> PROBLEM DESCRIPTION: Keep every line where the word "React" appears; drop the rest.
* Start *
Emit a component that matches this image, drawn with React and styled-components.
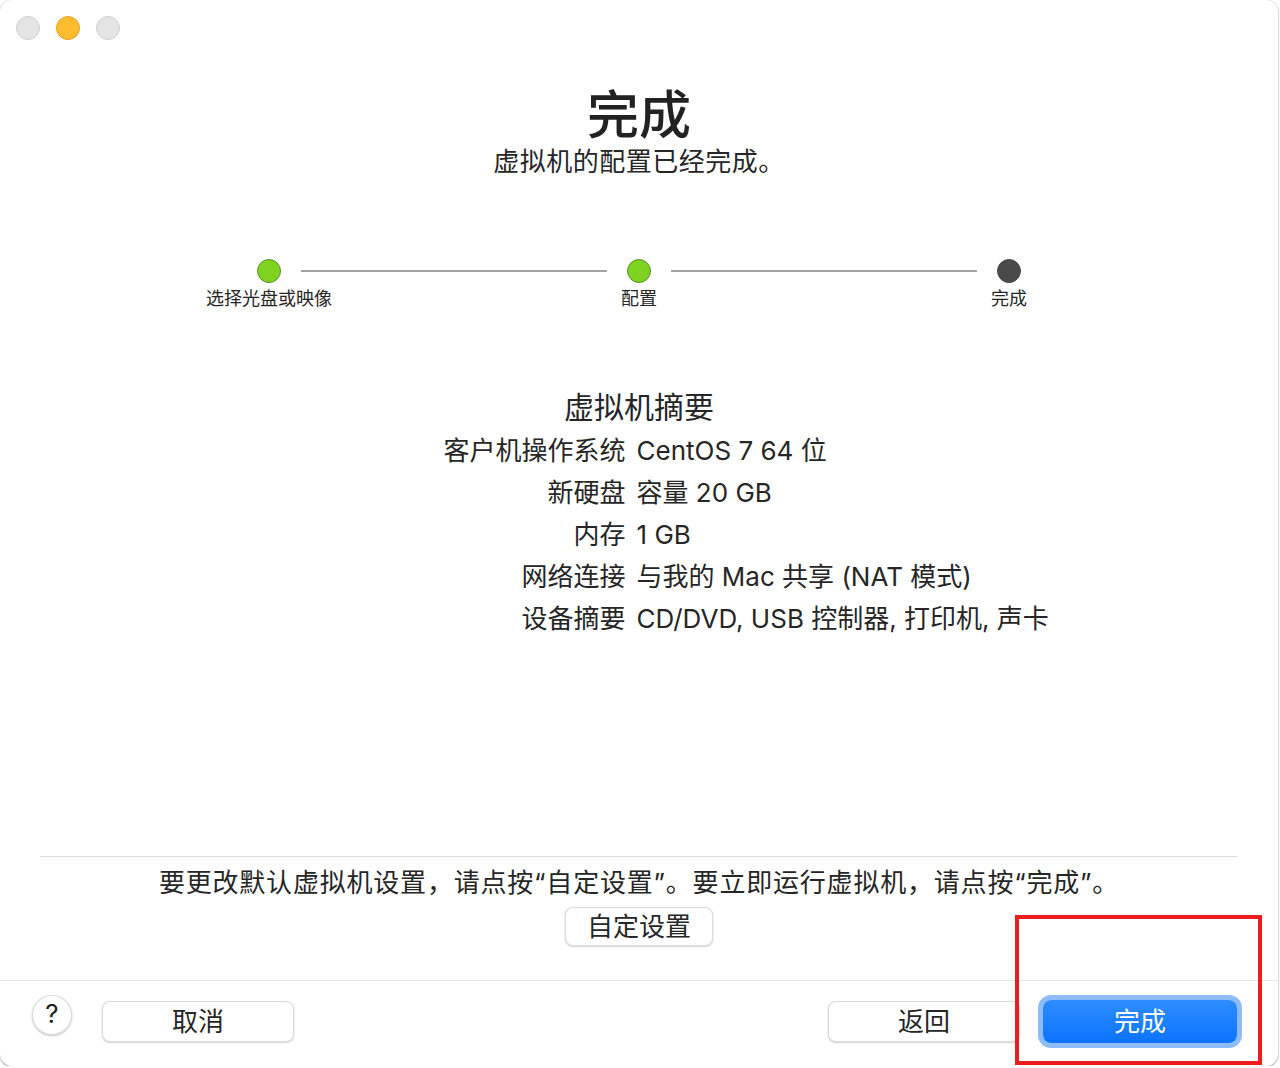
import React from "react";
import styled, { createGlobalStyle } from "styled-components";

const Global = createGlobalStyle`
  html, body { margin: 0; padding: 0; background: #ffffff; }
  body {
    font-family: "Inter", "Noto Sans CJK SC", sans-serif;
    color: #262626;
    -webkit-font-smoothing: antialiased;
  }
`;

const Window = styled.div`
  position: relative;
  width: 1278px;
  height: 1066px;
  background: #ffffff;
  border-radius: 12px;
  box-shadow: 0 0 0 1px rgba(0, 0, 0, 0.06), 0 1px 2px rgba(0, 0, 0, 0.35);
  display: flex;
  flex-direction: column;
  overflow: hidden;
`;

const TitleBar = styled.div`
  height: 56px;
  box-sizing: border-box;
  padding: 16px 0 0 16px;
  display: flex;
  gap: 16px;
`;

const Light = styled.span`
  width: 24px;
  height: 24px;
  box-sizing: border-box;
  border-radius: 50%;
  background: ${(p) => (p.$active ? "#febc2e" : "#e4e4e4")};
  border: 1px solid ${(p) => (p.$active ? "#e2a328" : "#cfcfcf")};
`;

const Header = styled.header`
  margin-top: 30px;
  display: flex;
  flex-direction: column;
  align-items: center;
`;

const Title = styled.h1`
  margin: 0;
  font-size: 52px;
  line-height: 60px;
  font-weight: 500;
  color: #222;
`;

const Subtitle = styled.p`
  margin: 0;
  font-size: 26px;
  line-height: 32px;
  letter-spacing: 0.5px;
  color: #262626;
`;

const Stepper = styled.div`
  margin-top: 81px;
  display: flex;
  justify-content: center;
  align-items: flex-start;
`;

const Step = styled.div`
  width: 64px;
  display: flex;
  flex-direction: column;
  align-items: center;
`;

const Dot = styled.span`
  width: 24px;
  height: 24px;
  box-sizing: border-box;
  border-radius: 50%;
  background: ${(p) => (p.$done ? "#7ed321" : "#4a4a4a")};
  border: 1px solid ${(p) => (p.$done ? "#5c8f2c" : "#4a4a4a")};
`;

const StepLabel = styled.span`
  margin-top: 4px;
  white-space: nowrap;
  font-size: 18px;
  line-height: 24px;
  color: #262626;
`;

const Connector = styled.span`
  width: 306px;
  height: 2px;
  margin-top: 11px;
  background: #a3a3a3;
`;

const Summary = styled.section`
  margin-top: 76px;
  display: flex;
  flex-direction: column;
  align-items: center;
`;

const SummaryTitle = styled.h2`
  margin: 0 0 3px;
  font-size: 30px;
  line-height: 40px;
  font-weight: 400;
  color: #262626;
`;

const SummaryGrid = styled.dl`
  margin: 0;
  width: 100%;
  box-sizing: border-box;
  padding-right: 16px;
  display: grid;
  grid-template-columns: minmax(0, 1fr) minmax(0, 1fr);
  column-gap: 11px;
  font-size: 26px;
  line-height: 42px;
`;

const Term = styled.dt`
  text-align: right;
  white-space: nowrap;
`;

const Value = styled.dd`
  margin: 0;
  white-space: nowrap;
`;

const Bottom = styled.div`
  margin-top: auto;
  display: flex;
  flex-direction: column;
  align-items: center;
`;

const Divider = styled.hr`
  align-self: stretch;
  margin: 0 ${(p) => p.$inset}px;
  border: none;
  height: 1px;
  background: ${(p) => p.$color};
`;

const Hint = styled.p`
  margin: 10px 0 8px;
  font-size: 26px;
  line-height: 32px;
  letter-spacing: 0.8px;
  color: #262626;
`;

const Button = styled.button`
  box-sizing: border-box;
  width: ${(p) => p.$w}px;
  height: 40px;
  border-radius: 8px;
  border: 0.5px solid rgba(0, 0, 0, 0.14);
  background: #ffffff;
  box-shadow: 0 1px 2px rgba(0, 0, 0, 0.18);
  font-family: inherit;
  font-size: 26px;
  line-height: 1;
  color: #262626;
  padding: 0;
`;

const CustomButton = styled(Button)`
  margin-bottom: 34px;
  height: 39px;
`;

const Footer = styled.footer`
  height: 85px;
  box-sizing: border-box;
  padding: 14px 41px 0 32px;
  display: flex;
  align-items: flex-start;
`;

const Help = styled.button`
  width: 40px;
  height: 40px;
  box-sizing: border-box;
  border-radius: 50%;
  border: 0.5px solid rgba(0, 0, 0, 0.14);
  background: #fff;
  box-shadow: 0 1px 2px rgba(0, 0, 0, 0.22);
  font-family: "Inter", sans-serif;
  font-size: 26px;
  line-height: 1;
  color: #222;
  padding: 0 0 3px;
  margin-right: 30px;
`;

const FooterButton = styled(Button)`
  height: 41px;
  margin-top: 6px;
`;

const Spacer = styled.div`
  flex: 1;
`;

const Primary = styled.button`
  box-sizing: border-box;
  width: 194px;
  height: 43px;
  margin: 5px 0 0 23px;
  border: none;
  border-radius: 8px;
  background: linear-gradient(#2e8dff, #0b73ff);
  box-shadow: 0 0 0 5px rgba(30, 120, 245, 0.5);
  color: #ffffff;
  font-family: inherit;
  font-size: 26px;
  line-height: 1;
  padding: 0;
`;

const Annotation = styled.div`
  position: absolute;
  left: 1015px;
  top: 915px;
  width: 247px;
  height: 150px;
  box-sizing: border-box;
  border: 4px solid #ee1b1f;
  pointer-events: none;
`;

const rows = [
  ["客户机操作系统", "CentOS 7 64 位"],
  ["新硬盘", "容量 20 GB"],
  ["内存", "1 GB"],
  ["网络连接", "与我的 Mac 共享 (NAT 模式)"],
  ["设备摘要", "CD/DVD, USB 控制器, 打印机, 声卡"],
];

export default function App() {
  return (
    <>
      <Global />
      <Window lang="zh-CN">
        <TitleBar>
          <Light />
          <Light $active />
          <Light />
        </TitleBar>
        <Header>
          <Title>完成</Title>
          <Subtitle>虚拟机的配置已经完成。</Subtitle>
        </Header>
        <Stepper>
          <Step>
            <Dot $done />
            <StepLabel>选择光盘或映像</StepLabel>
          </Step>
          <Connector />
          <Step>
            <Dot $done />
            <StepLabel>配置</StepLabel>
          </Step>
          <Connector />
          <Step>
            <Dot />
            <StepLabel>完成</StepLabel>
          </Step>
        </Stepper>
        <Summary>
          <SummaryTitle>虚拟机摘要</SummaryTitle>
          <SummaryGrid>
            {rows.map(([k, v]) => (
              <React.Fragment key={k}>
                <Term>{k}</Term>
                <Value>{v}</Value>
              </React.Fragment>
            ))}
          </SummaryGrid>
        </Summary>
        <Bottom>
          <Divider $inset={40} $color="#dcdcdc" />
          <Hint>要更改默认虚拟机设置，请点按“自定设置”。要立即运行虚拟机，请点按“完成”。</Hint>
          <CustomButton $w={148}>自定设置</CustomButton>
          <Divider $inset={0} $color="#e6e6e6" />
        </Bottom>
        <Footer>
          <Help>?</Help>
          <FooterButton $w={192}>取消</FooterButton>
          <Spacer />
          <FooterButton $w={192}>返回</FooterButton>
          <Primary>完成</Primary>
        </Footer>
        <Annotation />
      </Window>
    </>
  );
}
* End *
> OUTPUT OF THE TASK:
Emit a component that matches this image, drawn with React and styled-components.
import React from "react";
              <React.Fragment key={k}>
              </React.Fragment>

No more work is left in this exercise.